I’ll be suckered into every deal going if I’ve got a person in mind for it. I’m weak. And once I’ve bought one Perfect Gift™, that’s it! That’s the game. Over. Because I couldn’t possibly get something this perfect for Emma and not somehow materialise a gift equally fitting for Hannah and Laura and Claire.

So, the search then begins to match whatever probably-quite-high bar I’ve started with. A combination of rush purchases and over-thought buys will be laid out across my bedroom floor, with an internal monologue debating the virtues of each potential gift matched up with each person. There’ll be switches. There’ll be notes-to-self highlighting notable gift gaps, or perhaps those ideas that are feeling a little below par because, actually, does Laura even like [insert giant generic franchise here] anymore? And, naturally, there’ll also be a formal present pile analysis to manage relative generosity from person to person, because every loved one must feel precisely the same amount of joy this festive season.

This dramatic escalation of retail chaos typically occurs by mid-November, by the way, leading to an overly-prepped and ultimately disappointing Black Friday weekend where I attempt to fill in all of those aforementioned gift gaps – or close the deal on pre-made purchasing decisions. You add 30 items to your wishlist for easy deal-watching and you’d think at least one of them would be reduced at some point, right? Wrong.

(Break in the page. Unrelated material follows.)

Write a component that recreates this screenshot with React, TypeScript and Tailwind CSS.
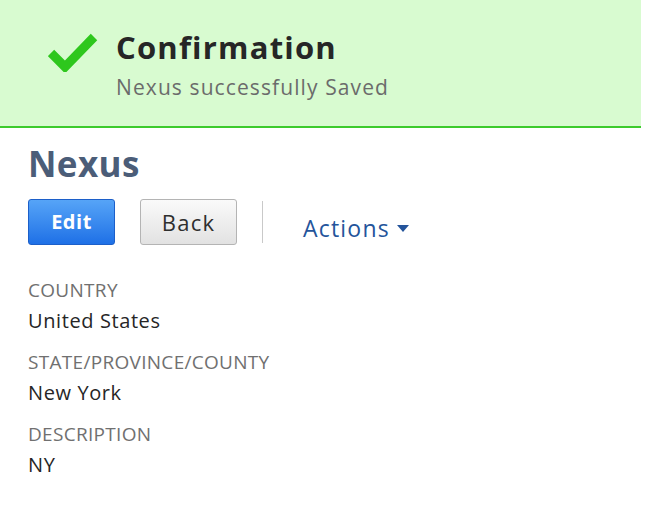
export default function App() {
  return (
    <div className="w-[645px] h-[520px] bg-white font-['Open_Sans',sans-serif]">
      {/* Confirmation banner */}
      <div className="w-[641px] h-[128px] bg-[#d8fbd0] border-b-2 border-[#3ccb2c] flex items-start pl-[48px] pt-[28px]">
        <svg width="50" height="42" viewBox="0 0 50 42" className="mt-[2px]">
          <path d="M3 23 L17 37 L46 7" fill="none" stroke="#2ec71d" strokeWidth="9" />
        </svg>
        <div className="ml-[18px] flex flex-col">
          <span className="text-[31px] leading-[38px] font-bold tracking-[1.2px] text-[#262626]">Confirmation</span>
          <span className="text-[21px] leading-[26px] tracking-[1.1px] text-[#6b6b6b] mt-[8px]">Nexus successfully Saved</span>
        </div>
      </div>

      <div className="pl-[28px]">
        <h1 className="text-[35px] leading-[40px] font-bold tracking-[0.4px] text-[#4b5d78] mt-[16px]">Nexus</h1>

        <div className="flex items-center mt-[15px] h-[46px]">
          <button className="w-[87px] h-[46px] rounded-[3px] border border-[#1c5fc9] bg-gradient-to-b from-[#56a4f7] to-[#1e70e6] text-white text-[20px] tracking-[0.5px] font-bold">
            Edit
          </button>
          <button className="ml-[25px] w-[97px] h-[46px] rounded-[3px] border border-[#b4b4b4] bg-gradient-to-b from-[#fafafa] to-[#e2e2e2] text-[#2e2e2e] text-[22px] tracking-[1.2px]">
            Back
          </button>
          <div className="ml-[25px] w-px h-[42px] bg-[#c9c9c9]" />
          <div className="ml-[40px] mt-[12px] flex items-center text-[23px] tracking-[1.2px] text-[#24549b]">
            Actions
            <svg width="12" height="8" viewBox="0 0 12 8" className="ml-[7px] mt-[2px]">
              <path d="M0 0 L12 0 L6 7 Z" fill="#24549b" />
            </svg>
          </div>
        </div>

        <div className="mt-[30px] flex flex-col">
          <Field label="COUNTRY" value="United States" />
          <Field label="STATE/PROVINCE/COUNTY" value="New York" />
          <Field label="DESCRIPTION" value="NY" />
        </div>
      </div>
    </div>
  )
}

function Field({ label, value }: { label: string; value: string }) {
  return (
    <div className="mb-[10px]">
      <div className="text-[19px] leading-[30px] tracking-[0.3px] text-[#707070]">{label}</div>
      <div className="text-[20px] leading-[32px] tracking-[0.6px] text-[#262626]">{value}</div>
    </div>
  )
}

By Cyber Monday, reduced or not, the last wave of buying has to begin if I want to be truly assured that all of those internet orders will arrive in time. Accordingly, the biggest annual assault on my bank balance then takes place during those twilight hours of an all too manic Monday.

But that’s okay.

It’s okay because, other than one slightly dubious call for a brother unwilling to drop a single hint, I think – I think – I’ve nailed it.